A Ficarra una volta la festa dell’alloro era simile a quella che si teneva a Tortorici, col tempo però, l’alloro ha assunto più che altro una valenza simbolica. La Madonna viene festeggiata due volte: in agosto (3-4-5) e il 25 marzo, giorno in cui si tiene una processione in cui l’elemento caratterizzante è, per l’appunto, un albero di alloro addobbato con coloratissimi nastri e agrumi. Molti sostengono che questo progressivo allontanamento dalla tradizione sia avvenuto anche a causa della graduale scomparsa della pianta dalle contrade vicine. Fatto sta che i rami dall’albero dopo la benedizione vengono divisi tra i fedeli per buon augurio.
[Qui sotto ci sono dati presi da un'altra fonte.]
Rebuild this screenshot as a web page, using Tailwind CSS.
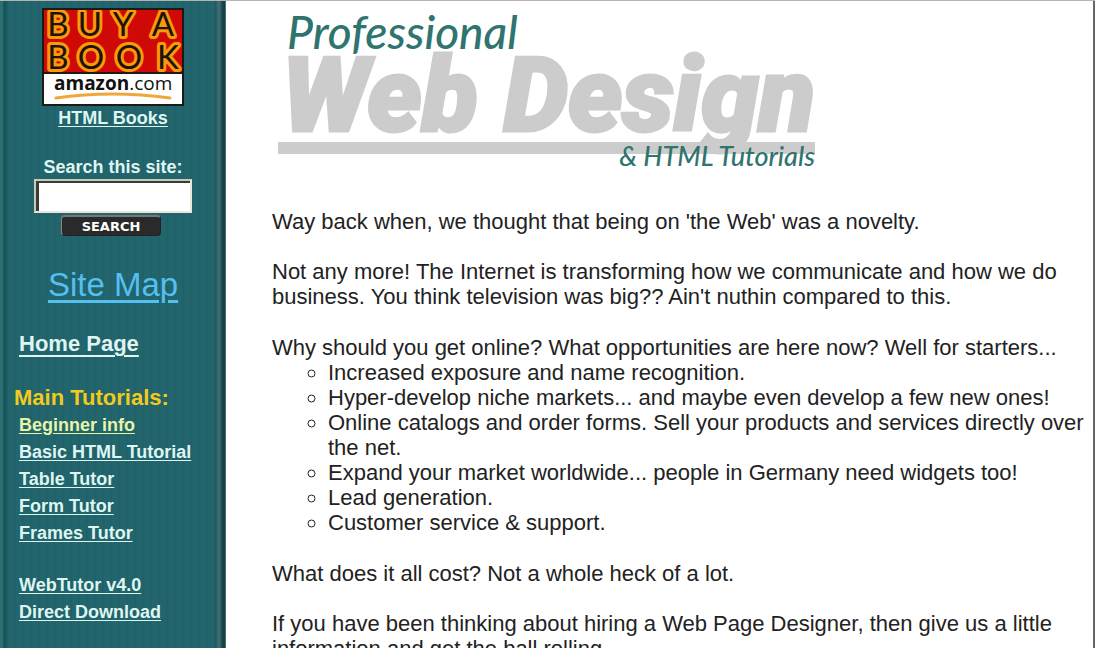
<!DOCTYPE html>
<html lang="en">
<head>
<meta charset="utf-8">
<title>Professional Web Design &amp; HTML Tutorials</title>
<script src="https://cdn.jsdelivr.net/npm/@tailwindcss/browser@4"></script>
</head>
<body class="flex h-screen overflow-hidden border-t border-[#b5b5b5] bg-white font-['Liberation_Sans',Arial,sans-serif]">
  <aside class="w-[226px] shrink-0 bg-[linear-gradient(90deg,#2f7073_0,#2a6b6f_3px,#124f55_4px,#1d5e65_7px,transparent_8px,transparent_214px,#1b5b61_216px,#456c70_218px,#3f686c_220px,#17484e_222px,#123c42_225px,#8aa4a7_226px),repeating-linear-gradient(90deg,#22656c_0,#22656c_6px,#1f5f66_7px,#22656c_8px)] pb-4">
    <div class="flex flex-col items-center pt-[7px] text-lg/6 font-bold text-[#dff5f2]">
      <a href="#books" class="block">
        <svg class="block h-[98px] w-[142px]" viewBox="0 0 142 98" role="img" aria-label="Buy a book at amazon.com">
          <rect width="142" height="98" rx="1" fill="#1b1a16"/>
          <rect x="2" y="2" width="138" height="62" fill="#cf0a06"/>
          <rect x="2" y="66" width="138" height="30" fill="#fff"/>
          <g font-family="Lato, sans-serif" font-size="33" font-weight="400" fill="#1d1307" stroke="#fa9a0a" stroke-width="6" stroke-linejoin="round" paint-order="stroke" text-anchor="middle">
            <text x="16" y="28">B</text><text x="48" y="28">U</text><text x="81" y="28">Y</text><text x="121" y="28">A</text>
            <text x="16" y="61">B</text><text x="49" y="61">O</text><text x="87" y="61">O</text><text x="126" y="61">K</text>
          </g>
          <path d="M1 0V98M141 0V98M0 1H142M0 65H142" stroke="#1b1a16" stroke-width="2"/>
          <text x="12" y="82" font-family="'Open Sans', sans-serif" font-size="19" font-weight="400" fill="#111"><tspan font-weight="700">amazon</tspan>.com</text>
          <path d="M14 90Q70 82 128 90" fill="none" stroke="#f0a63a" stroke-width="3" stroke-linecap="round"/>
        </svg>
      </a>
      <a href="#books" class="underline underline-offset-2">HTML Books</a>
      <form class="mt-[25px] flex flex-col items-center" onsubmit="return false">
        <label for="q" class="font-bold">Search this site:</label>
        <input id="q" type="text" class="h-[34px] w-[158px] border-2 border-t-[#c9ccb4] border-r-[#ebe6da] border-b-[#ebe6da] border-l-[#c9ccb4] bg-white px-1 text-base font-normal text-black inset-shadow-[3px_2px_0_#3d3a3b] outline-none">
        <button class="mt-[2px] mr-1 flex h-[21px] w-[100px] items-center justify-center rounded-[4px] border border-t-2 border-[#222] border-t-[#777] border-l-[#888] bg-[#2a2a2a] font-['DejaVu_Sans',sans-serif] text-[13px] leading-none text-white">SEARCH</button>
      </form>
      <a href="#map" class="mt-[30px] text-[33px]/[38px] font-normal text-[#55bff2] underline underline-offset-4">Site Map</a>
    </div>
    <nav class="mt-[27px] pl-[19px] text-lg/[26px] font-bold text-[#dff5f2]">
      <a href="#home" class="block text-[22px]/[26px] underline underline-offset-4">Home Page</a>
      <h2 class="mt-[27px] -ml-[5px] text-[22px]/[28px] text-[#f0cb1c]">Main Tutorials:</h2>
      <ul class="leading-[27px]">
        <li><a href="#b" class="text-[#e6f5a8] underline underline-offset-2">Beginner info</a></li>
        <li><a href="#h" class="underline underline-offset-2">Basic HTML Tutorial</a></li>
        <li><a href="#t" class="underline underline-offset-2">Table Tutor</a></li>
        <li><a href="#f" class="underline underline-offset-2">Form Tutor</a></li>
        <li><a href="#r" class="underline underline-offset-2">Frames Tutor</a></li>
      </ul>
      <ul class="mt-[25px] leading-[27px]">
        <li><a href="#w" class="underline underline-offset-2">WebTutor v4.0</a></li>
        <li><a href="#d" class="underline underline-offset-2">Direct Download</a></li>
      </ul>
    </nav>
  </aside>
  <main class="min-w-0 flex-1 border-r-2 border-[#666] pr-[6px] pl-[46px] text-[22px]/[25px] text-[#222]">
    <h1 class="pl-[6px]">
      <svg class="block h-[183px] w-[540px]" viewBox="0 0 540 183" role="img" aria-label="Professional Web Design &amp; HTML Tutorials">
        <rect y="141" width="537" height="12" fill="#cbcccb"/>
        <g font-family="Lato, sans-serif" font-style="italic" fill="#2f746f">
          <text x="4" y="130" font-size="103" font-family="Roboto, sans-serif" font-weight="900" fill="#cbcccb" stroke="#cbcccb" stroke-width="3">Web Design</text>
          <text x="9" y="48" font-size="46" font-weight="500">Professional</text>
          <text x="537" y="165" font-size="27" font-weight="500" text-anchor="end">&amp; HTML Tutorials</text>
        </g>
      </svg>
    </h1>
    <p class="mt-[25px]">Way back when, we thought that being on 'the Web' was a novelty.</p>
    <p class="mt-[25px]">Not any more! The Internet is transforming how we communicate and how we do business. You think television was big?? Ain't nuthin compared to this.</p>
    <p class="mt-[26px]">Why should you get online? What opportunities are here now? Well for starters...</p>
    <ul class="list-[circle] pl-14">
      <li>Increased exposure and name recognition.</li>
      <li>Hyper-develop niche markets... and maybe even develop a few new ones!</li>
      <li>Online catalogs and order forms. Sell your products and services directly over the net.</li>
      <li>Expand your market worldwide... people in Germany need widgets too!</li>
      <li>Lead generation.</li>
      <li>Customer service &amp; support.</li>
    </ul>
    <p class="mt-[26px]">What does it all cost? Not a whole heck of a lot.</p>
    <p class="mt-[25px]">If you have been thinking about hiring a Web Page Designer, then give us a little information and get the ball rolling.</p>
  </main>
</body>
</html>
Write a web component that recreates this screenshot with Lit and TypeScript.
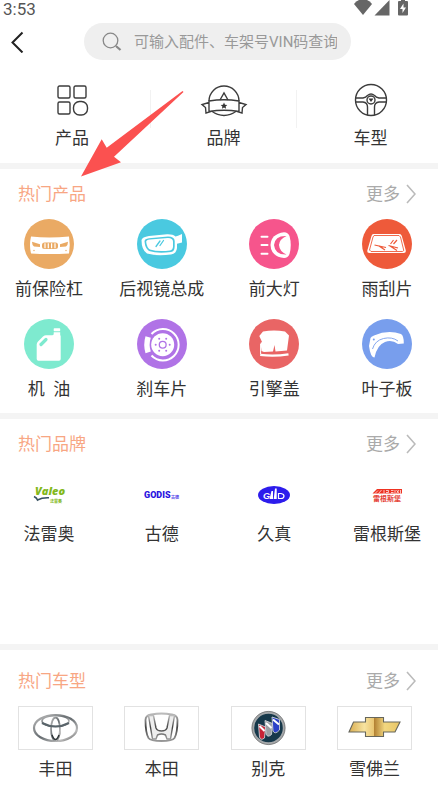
import { LitElement, html, css, svg } from "lit";
import { customElement } from "lit/decorators.js";

const white = "#fff";

const products = [
  {
    name: "前保险杠",
    color: "#eaaa64",
    art: svg`
      <path fill="#fff" d="M7 17.5Q25 19.5 45 17.5Q46.500 26 45 34.500Q25 35.500 7 34.500Q5 26 7 17.500Z"/>
      <rect x="18" y="23.500" width="16" height="6.600" rx="2.500" fill="#eaaa64"/>
      <path stroke="#fff" stroke-width="1.200" d="M21 24.300V29.300M24.300 24.300V29.300M27.600 24.300V29.300M31 24.300V29.300"/>
      <path fill="#eaaa64" d="M8 22.800L16 25.200V28L10 27.600Q8 26 8 22.800ZM44 22.800L36 25.200V28L42 27.600Q44 26 44 22.800Z"/>
      <circle cx="10" cy="31.500" r="0.700" fill="#eaaa64"/><circle cx="42" cy="31.500" r="0.700" fill="#eaaa64"/>`,
  },
  {
    name: "后视镜总成",
    color: "#4ac9e0",
    art: svg`
      <path fill="#fff" d="M4.500 21Q5 18 12 17L30 15.200Q36 15 38.500 17.500L41 16.800L45 15V23.500L40 24.800V29Q39.500 34.500 34 35.500Q20 37.500 10 34.500Q4.500 31 4.500 21Z"/>
      <path fill="#4ac9e0" d="M7.500 22.300Q7.500 20 12 19.300L31 17.500Q37.500 17.500 37.700 22V27.500Q37.500 32.500 34 33Q21 35 12 32Q8 29.500 7.500 22.300Z"/>
      <path fill="#fff" d="M9.200 22.800Q9.200 21 13 20.500L31 19Q35.800 19 36 22.500V27.500Q35.800 31 33 31.500Q21 33 13 30.500Q9.700 28.500 9.200 22.800Z"/>
      <path stroke="#4ac9e0" stroke-width="1.300" stroke-linecap="round" d="M19 27.500L23 22M23 26.500L26.500 21.500"/>`,
  },
  {
    name: "前大灯",
    color: "#f6558c",
    art: svg`
      <path stroke="#fff" stroke-width="2" stroke-linecap="round" d="M12.500 17.700H18.500M12.500 26H18.500M12.500 34.700H18.500"/>
      <path fill="#fff" d="M35 13.200Q22 15 21.500 26Q22 37.500 35 39Q39 39 40.500 35Q43 26 40.500 17Q39 13.200 35 13.200Z"/>
      <path fill="#f6558c" d="M37.500 17Q26 16.500 25 26Q26 36 37.500 35.500Q30.500 32.500 30 26Q30.500 20 37.500 17Z"/>`,
  },
  {
    name: "雨刮片",
    color: "#ee5a3a",
    art: svg`
      <path fill="#fff" d="M11.500 15H37.500Q39.200 15 39.800 17L43.800 31.500Q44 34 41.500 34H7.500Q5 34 5.300 31.500L9.500 17Q10 15 11.500 15Z"/>
      <path fill="none" stroke="#ee5a3a" stroke-width="0.900" d="M12 16.500H37L38.500 18L41.800 31.500L40.500 32.500H9L7.500 31L11 18Z"/>
      <path fill="none" stroke="#ee5a3a" stroke-width="1.200" d="M12.500 26L24 28.500M17 27L23 31M26.500 26.500L36 29M28 27L35 31.500M28.500 25L31.500 21M31.500 25L35 21"/>`,
  },
  {
    name: "机 \u00a0油",
    color: "#7eeacf",
    art: svg`
      <rect x="29.700" y="9.300" width="6.500" height="3" rx="0.700" fill="#fff"/>
      <path fill="#fff" d="M29.700 13.200H36.200V16L36.700 17V40Q36.700 41.700 35 41.700H14.500Q12.700 41.700 12.700 40V25.500Q12.700 24 14 22.500L19 17.500Q20.500 16.300 22 16.300H28.500L29.700 15.500Z"/>
      <path stroke="#7eeacf" stroke-width="3.200" stroke-linecap="round" d="M17 25.500L22 20.500"/>`,
  },
  {
    name: "刹车片",
    color: "#b073e6",
    art: svg`
      <circle cx="25.700" cy="25.700" r="11.500" fill="#fff"/>
      <path fill="none" stroke="#fff" stroke-width="2" d="M14.500 15A15.700 15.700 0 1 1 14.500 36.500"/>
      <path fill="#fff" d="M8.500 17.300L13.800 18.700Q11.500 25.500 13.800 32.500L8.500 34.300Q6 25.500 8.500 17.300Z"/>
      <circle cx="25.700" cy="25.700" r="3.400" fill="none" stroke="#b073e6" stroke-width="1.300"/>
      <g fill="#b073e6"><circle cx="32.700" cy="25.700" r="1"/><circle cx="18.700" cy="25.700" r="1"/><circle cx="22.200" cy="19.700" r="1"/><circle cx="29.200" cy="19.700" r="1"/><circle cx="22.200" cy="31.700" r="1"/><circle cx="29.200" cy="31.700" r="1"/></g>`,
  },
  {
    name: "引擎盖",
    color: "#e96565",
    art: svg`
      <path fill="#fff" d="M14 12.500Q25 10.500 36 12.500L40 16.500L39 24L38 31.500L26.500 32.500L25.500 26L24 32.500L15 33L12.500 32L11.500 24L13 23L10.300 17Z"/>
      <path fill="none" stroke="#fff" stroke-width="2.200" d="M11.200 35.800Q25 37.500 39.500 35.300"/>
      <path stroke="#fff" stroke-width="1" d="M11.600 25V35"/>`,
  },
  {
    name: "叶子板",
    color: "#789eed",
    art: svg`
      <path fill="#fff" d="M8.500 19Q9 17.500 12 16.500Q26 10.500 39 15Q42 17 41.800 24.500L36 25Q30 20.500 23 23Q15 26 12.500 38.500Q8.500 38.500 7 27Z"/>
      <path fill="none" stroke="#789eed" stroke-width="0.900" d="M10.500 30Q13 21.500 21.500 19.500Q30 17.500 36 22"/>
      <circle cx="11.800" cy="20.500" r="1" fill="#789eed"/>`,
  },
];

const brands = [
  {
    name: "法雷奥",
    art: svg`
      <text x="20" y="17" font-family="Open Sans, sans-serif" font-size="11" font-weight="800" font-style="italic" fill="#82b81c">Valeo</text>
      <path fill="none" stroke="#35505f" stroke-width="1.500" d="M19 18.500Q22 20 22.500 22Q27 19.500 34 19.800"/>
      <text x="35" y="25" font-family="Noto Sans CJK SC, sans-serif" font-size="4" font-weight="700" fill="#82b81c">法雷奥</text>`,
  },
  {
    name: "古德",
    art: svg`
      <text x="16" y="20" font-family="Roboto, sans-serif" font-size="9" font-weight="900" fill="#2a12e0">GODIS</text>
      <text x="43" y="21" font-family="Noto Sans CJK SC, sans-serif" font-size="4" font-weight="700" fill="#5544e8">古德</text>`,
  },
  {
    name: "久真",
    art: svg`
      <ellipse cx="34" cy="17" rx="16" ry="9" fill="#2d1cec"/>
      <text x="23" y="21" font-family="Liberation Sans, sans-serif" font-size="9" font-style="italic" font-weight="700" fill="#fff">G</text>
      <path fill="#fff" d="M29.500 21L31.500 13H33V21ZM33.700 21L35 10.500H36.700V21Z"/>
      <path fill="none" stroke="#fff" stroke-width="1.200" d="M38.500 15.500H41Q44 16 44 18Q44 20.500 41 20.500H38.500Z"/>`,
  },
  {
    name: "雷根斯堡",
    art: svg`
      <path fill="#ee3322" d="M19.500 15.500L24 11H49V15.500Z"/>
      <path fill="none" stroke="#fff" stroke-width="0.700" d="M22 15.500L25 12.500M25.500 15.500L28.500 12M31 12V15.500M33 12.500H35.500V14.500H33M38 12.500H40.500M38 14.500H40.500M42 12V15.500M43.500 12L46 15.500M46 12L43.500 15.500M47.500 12V15.500"/>
      <text x="20" y="23" font-family="Noto Sans CJK SC, sans-serif" font-size="7" font-weight="700" fill="#e5463a">雷根斯堡</text>`,
  },
];

const cars = [
  {
    name: "丰田",
    art: svg`
      <defs><linearGradient id="chrome" x1="0" y1="0" x2="1" y2="1"><stop offset="0" stop-color="#bbb"/><stop offset="0.500" stop-color="#666c70"/><stop offset="0.800" stop-color="#bbb"/><stop offset="1" stop-color="#444"/></linearGradient></defs>
      <g fill="none" stroke="url(#chrome)">
        <ellipse cx="37.500" cy="22" rx="21.500" ry="13" stroke-width="2.200"/>
        <ellipse cx="37.500" cy="15" rx="13.500" ry="5.500" stroke-width="1.600"/>
        <ellipse cx="37.500" cy="23" rx="4.500" ry="11.500" stroke-width="1.800"/>
      </g>
      <path fill="none" stroke="#59646a" stroke-width="2.200" d="M24 17Q37.500 24 51 17"/>
      <path fill="none" stroke="#30373a" stroke-width="1.500" d="M34 29Q37.500 38 41 29"/>`,
  },
  {
    name: "本田",
    art: svg`
      <defs><linearGradient id="steel" x1="0" y1="0" x2="0" y2="1"><stop offset="0" stop-color="#bbb"/><stop offset="0.500" stop-color="#444"/><stop offset="1" stop-color="#999"/></linearGradient></defs>
      <path fill="none" stroke="url(#steel)" stroke-width="1.800" d="M27 8.500Q37.500 6.500 48 8.500Q53.500 9.500 53.500 14Q53.500 27 50.500 32Q48.500 35 37.500 35Q26.500 35 24.500 32Q21.500 27 21.500 14Q21.500 9.500 27 8.500Z"/>
      <path fill="#eee" stroke="url(#steel)" stroke-width="1.400" d="M24.500 9.500H29.500L32 22Q33 25 37.500 25Q42 25 43 22L45.500 9.500H50.500L46.500 33H43L41.500 29Q37.500 27 33.500 29L32 33H28.500Z"/>`,
  },
  {
    name: "别克",
    art: svg`
      <circle cx="37.500" cy="22" r="15.500" fill="#16384a" stroke="#a5a8aa" stroke-width="2.400"/>
      <circle cx="37.500" cy="22" r="16.600" fill="none" stroke="#555" stroke-width="0.600"/>
      <g stroke="#d0d4d8" stroke-width="0.900">
        <path fill="#c82336" d="M27.500 18L34.500 21L33.500 32Q29.500 35 28.500 31Z"/>
        <path fill="#9ba0a5" d="M34 14.500L41.500 17.500L40.500 28.500Q36.500 32 35 28Z"/>
        <path fill="#2c42c8" d="M41 11L48.500 13.500L48.500 24Q44 29 42 25Z"/>
      </g>
      <path stroke="#fff" stroke-width="2" d="M28.500 20L33.500 25M35 17L40.500 22M42 13.500L48 18.500"/>`,
  },
  {
    name: "雪佛兰",
    art: svg`
      <defs><linearGradient id="gold" x1="0" y1="0" x2="1" y2="0"><stop offset="0" stop-color="#d9ad50"/><stop offset="0.300" stop-color="#f7e3a0"/><stop offset="0.490" stop-color="#e8c470"/><stop offset="0.500" stop-color="#b48335"/><stop offset="0.700" stop-color="#f2d780"/><stop offset="1" stop-color="#e8c565"/></linearGradient></defs>
      <path fill="url(#gold)" stroke="#66665c" stroke-width="1.100" d="M16.500 16H28.500V11.500H46.500V16H63L58 26H46.500V30.500H28.500V26H12Z"/>`,
  },
];

const shortcuts = [
  {
    name: "产品",
    art: svg`<rect x="9" y="1" width="12" height="12" rx="1.500"/><rect x="25" y="1" width="12" height="12" rx="1.500"/><rect x="9" y="17" width="12" height="12" rx="1.500"/><rect x="24.500" y="16.500" width="14" height="13.500" rx="6"/>`,
  },
  {
    name: "品牌",
    art: svg`
      <path d="M8 16A15 15 0 0 1 38 16M10.500 26Q23 35 35.500 26M19 15L23 8L27 15"/>
      <path d="M8 16Q23 13.500 38 16V26.500Q23 24 8 26.500ZM8 17.500L1 19.500L4.500 22.500L5 28L12 25.800M38 17.500L45 19.500L41.500 22.500L41 28L34 25.800"/>
      <path fill="#333" stroke="none" d="M23 17.500L24 19.700L26.300 19.900L24.600 21.400L25.100 23.700L23 22.500L20.900 23.700L21.400 21.400L19.700 19.900L22 19.700Z"/>`,
  },
  {
    name: "车型",
    art: svg`
      <circle cx="23" cy="15" r="15.500"/><circle cx="23" cy="15" r="4"/>
      <path d="M7.500 13H15Q18 12.500 19.500 10.500Q23 7.500 26.500 10.500Q28 12.500 31 13H38.500M7.500 17H15Q19.500 17.500 19.500 22V30M38.500 17H31Q26.500 17.500 26.500 22V30"/>
      <path fill="#333" stroke="none" d="M20.500 13.500H25.500L23 17Z"/>`,
  },
];

@customElement("app-root")
export class AppRoot extends LitElement {
  static styles = css`
    :host {
      display: block;
      position: relative;
      overflow: hidden;
      background: #fff;
      color: #333;
      font-family: Roboto, "Noto Sans CJK SC", sans-serif;
      font-size: 17px;
      line-height: 28px;
    }
    * { box-sizing: border-box; }
    a { color: inherit; text-decoration: none; }
    svg { display: block; flex: none; }
    .status {
      display: flex;
      justify-content: space-between;
      height: 20px;
      padding: 0 30px 0 3px;
      color: #555;
      line-height: 18px;
    }
    .top { display: flex; align-items: center; padding: 3px 87px 3px 8px; }
    .back { width: 20px; height: 37px; padding: 0; border: 0; background: none; }
    .search {
      display: flex;
      flex: 1;
      align-items: center;
      height: 37px;
      margin-left: 56px;
      padding-left: 18px;
      border-radius: 19px;
      background: #efefef;
    }
    .search input {
      flex: 1;
      min-width: 0;
      margin-left: 12px;
      padding: 0;
      border: 0;
      outline: 0;
      background: none;
      color: #333;
      font: inherit;
      font-size: 15px;
    }
    .search input::placeholder { color: #999; opacity: 1; }
    .shortcuts {
      display: grid;
      grid-template-columns: 144fr 159fr 135fr;
      height: 100px;
      padding-top: 22px;
    }
    .shortcut {
      display: flex;
      flex-direction: column;
      align-items: center;
      gap: 9px;
    }
    .shortcut svg { fill: none; stroke: #3c3c3c; stroke-width: 1.4; overflow: visible; }
    .middle {
      margin: 0 6px;
      background:
        linear-gradient(#f2f2f2, #f2f2f2) left 5px / 1px 38px no-repeat,
        linear-gradient(#f2f2f2, #f2f2f2) right 5px / 1px 38px no-repeat;
    }
    section { border-top: 6px solid #f4f4f4; padding-bottom: 10px; }
    .brands { min-height: 231px; }
    .models { padding-top: 6px; }
    header {
      display: flex;
      align-items: center;
      justify-content: space-between;
      height: 50px;
      padding: 0 22px 0 18px;
    }
    h2 { margin: 0; color: #f8a683; font-size: 17px; font-weight: 400; }
    .more { display: flex; align-items: center; gap: 6px; color: #aaa; }
    .grid {
      display: grid;
      grid-template-columns: repeat(4, 90px);
      justify-content: space-between;
      row-gap: 16px;
      padding: 0 6px 0 4px;
    }
    .item { display: flex; flex-direction: column; align-items: center; white-space: nowrap; }
    .products .item { gap: 6px; }
    .logo { display: grid; place-items: center; height: 51px; }
    .models .grid { grid-template-columns: repeat(4, 75px); padding: 0 26px 0 18px; }
    .models .item { gap: 5px; }
    .plate { width: 75px; height: 44px; outline: 1px solid #e2e2e2; outline-offset: -1px; }
    .arrow { position: absolute; left: 80px; top: 90px; pointer-events: none; }
  `;

  private header(title: string) {
    return html`<header>
      <h2>${title}</h2>
      <a class="more" href="#">更多
        <svg width="10" height="20" fill="none" stroke="#bbb" stroke-width="1.6"><path d="M1 1L9 10L1 19" /></svg>
      </a>
    </header>`;
  }

  render() {
    return html`
      <div class="status">
        <span>3:53</span>
        <svg width="54" height="16" fill="#666">
          <path d="M0 4Q2 1 5 0H13Q16 1 18 4L9 15Z" />
          <path d="M35.5 0V15.500H20.500Z" />
          <path d="M44 2Q44 1 45 1H47V0H51V1H53Q54 1 54 2V14.500Q54 15.500 53 15.500H45Q44 15.500 44 14.500Z" />
          <path fill=${white} d="M49.5 3.500L46 9H48.500V13L52 7.500H49.500Z" />
        </svg>
      </div>
      <div class="top">
        <button class="back" aria-label="返回">
          <svg width="20" height="22" fill="none" stroke="#222" stroke-width="2"><path d="M14.500 1.500L4.500 11.500L14.500 21.500" /></svg>
        </button>
        <label class="search">
          <svg width="20" height="20" fill="none" stroke="#888" stroke-width="1.3">
            <circle cx="8.500" cy="8.500" r="7.300" /><path d="M13.700 13.700L15 15" /><path stroke-width="2.2" d="M14.500 14.500L18.500 18" />
          </svg>
          <input type="search" aria-label="搜索" placeholder="可输入配件、车架号VIN码查询" />
        </label>
      </div>
      <nav class="shortcuts">
        ${shortcuts.map(
          (s, i) => html`<a href="#" class="shortcut ${i === 1 ? "middle" : ""}">
            <svg width="46" height="30">${s.art}</svg><span>${s.name}</span>
          </a>`
        )}
      </nav>
      <section class="products">
        ${this.header("热门产品")}
        <div class="grid">
          ${products.map(
            (p) => html`<a href="#" class="item">
              <svg width="50" height="50" fill="none"><circle cx="25" cy="25" r="25" fill=${p.color} />${p.art}</svg>
              <span>${p.name}</span>
            </a>`
          )}
        </div>
      </section>
      <section class="brands">
        ${this.header("热门品牌")}
        <div class="grid">
          ${brands.map(
            (b) => html`<a href="#" class="item">
              <span class="logo"><svg width="68" height="34">${b.art}</svg></span>
              <span>${b.name}</span>
            </a>`
          )}
        </div>
      </section>
      <section class="models">
        ${this.header("热门车型")}
        <div class="grid">
          ${cars.map(
            (c) => html`<a href="#" class="item">
              <svg class="plate" viewBox="0 0 75 44">${c.art}</svg><span>${c.name}</span>
            </a>`
          )}
        </div>
      </section>
      <svg class="arrow" width="104" height="88" fill="#fb5150">
        <path d="M1 86.500L21.700 49.300L26.700 57.700L102.500 1L103.500 2L34 66.700L41 72.300Z" />
      </svg>
    `;
  }
}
A Naso la festa, che è quella della Madonna delle Grazie, con la presenza dell’alloro, così come a Ficarra, ha perso un po’ della sua valenza e potenza simbolica. Scrive Buttitta che «il sabato successivo la domenica di Pasqua, si celebra ancora, seppure con minore partecipazione di folla, l’antica processione dell’alloro». Buttitta ricorda, a questo proposito, quello che scriveva Giuseppe Pitrè a proposito della tradizione di andare a tagliare i rami d’alloro in quello che veniva chiamato u vadduni u dauru. Rami a cui venivano attaccati pagnotte, arance, fettucce colorate. Dopodiché si disponevano dietro la vara della Madonna delle Grazie e attraversavano il paese. Alla fine della festa si accendevano mischie per impossessarsi di un rametto di alloro per portarselo a casa.

Ma perché l’alloro ? Perché è tra le piante che incarnano l’Albero cosmico; è l’albero dell’eroe solare che vince le tenebre e che contiene elementi salvifici e purificatori; è la pianta dalle virtù energetiche e rigeneratrici (non dimentichiamo che è una pianta sempreverde), la cui simbologia è diffusa tra i greci e i romani che la consideravano una pianta sacra.